* **Request**:
Give only the number of lines that include the string "this".

┌─ Supplied data

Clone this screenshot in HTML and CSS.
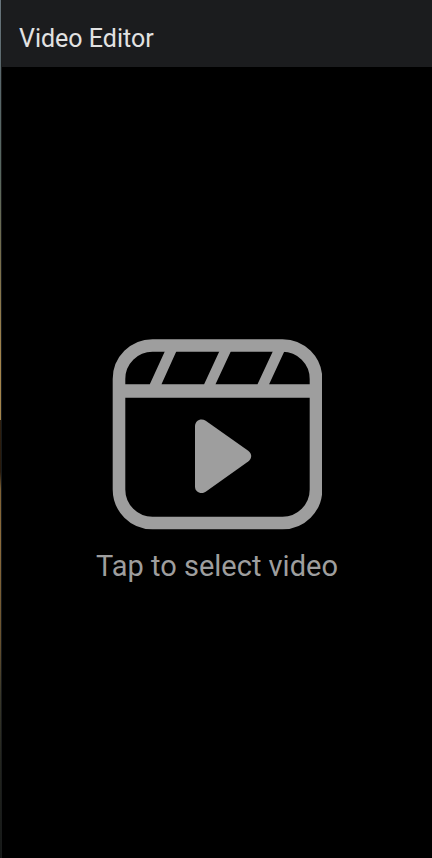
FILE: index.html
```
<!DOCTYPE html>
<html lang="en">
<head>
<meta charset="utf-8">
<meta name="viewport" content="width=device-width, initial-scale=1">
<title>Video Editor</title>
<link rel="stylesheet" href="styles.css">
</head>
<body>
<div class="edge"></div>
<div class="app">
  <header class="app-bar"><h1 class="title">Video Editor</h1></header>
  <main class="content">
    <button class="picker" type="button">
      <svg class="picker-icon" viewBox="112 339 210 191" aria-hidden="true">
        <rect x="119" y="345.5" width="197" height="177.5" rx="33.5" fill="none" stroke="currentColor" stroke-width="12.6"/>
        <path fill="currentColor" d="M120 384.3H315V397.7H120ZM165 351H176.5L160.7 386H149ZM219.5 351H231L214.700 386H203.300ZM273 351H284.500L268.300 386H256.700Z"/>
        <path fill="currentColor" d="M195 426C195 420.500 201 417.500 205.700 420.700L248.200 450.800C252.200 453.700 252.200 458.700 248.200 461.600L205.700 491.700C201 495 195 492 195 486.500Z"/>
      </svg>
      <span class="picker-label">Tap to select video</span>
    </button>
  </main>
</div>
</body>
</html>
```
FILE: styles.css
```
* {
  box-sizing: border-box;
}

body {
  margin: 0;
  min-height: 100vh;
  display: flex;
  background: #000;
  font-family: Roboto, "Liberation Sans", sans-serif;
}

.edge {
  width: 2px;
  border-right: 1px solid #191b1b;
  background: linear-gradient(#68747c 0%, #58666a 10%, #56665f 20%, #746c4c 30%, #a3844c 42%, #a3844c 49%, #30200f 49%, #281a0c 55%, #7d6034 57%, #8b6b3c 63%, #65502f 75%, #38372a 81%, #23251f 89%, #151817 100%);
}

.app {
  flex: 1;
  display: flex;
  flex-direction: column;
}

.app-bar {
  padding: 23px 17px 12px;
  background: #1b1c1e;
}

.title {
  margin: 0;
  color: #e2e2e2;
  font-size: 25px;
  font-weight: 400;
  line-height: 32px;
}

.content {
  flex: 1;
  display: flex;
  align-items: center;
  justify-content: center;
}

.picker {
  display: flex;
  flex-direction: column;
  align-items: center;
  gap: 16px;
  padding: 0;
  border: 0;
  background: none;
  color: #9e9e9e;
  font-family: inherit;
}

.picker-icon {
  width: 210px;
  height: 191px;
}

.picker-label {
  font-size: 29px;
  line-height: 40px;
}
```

└─
┌─ Supplied data

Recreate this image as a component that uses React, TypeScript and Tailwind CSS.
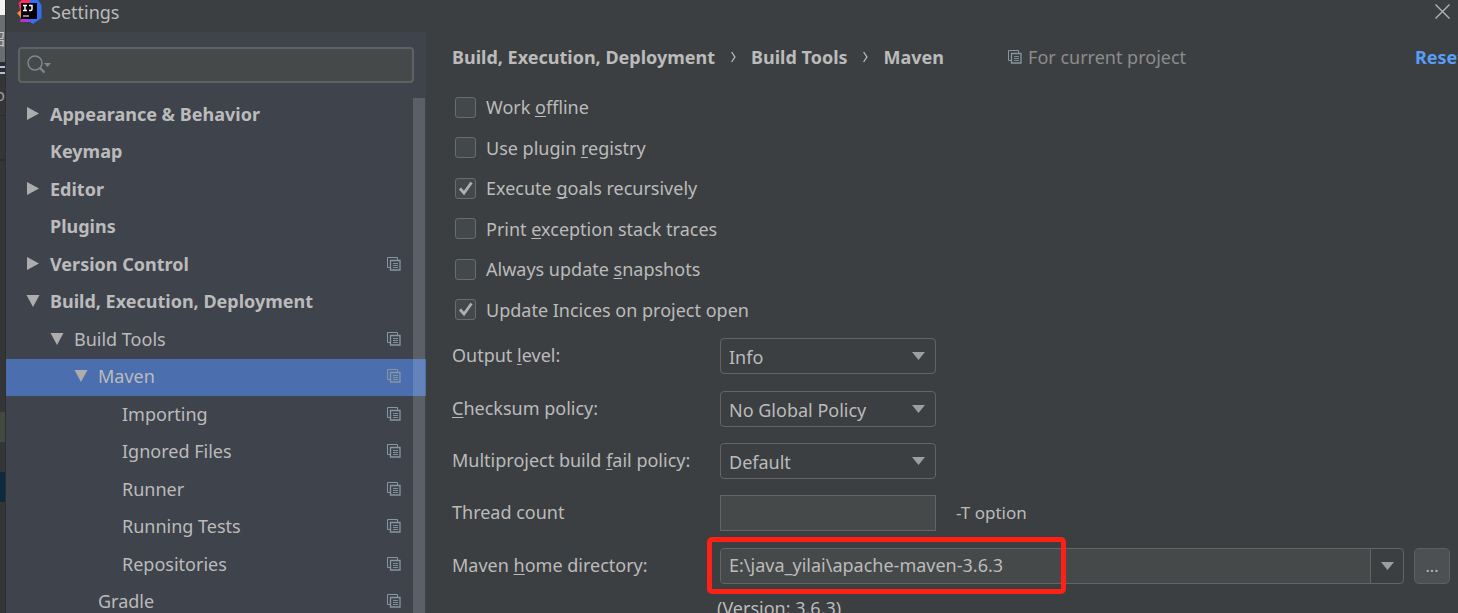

└─

* **Exercise output**:
2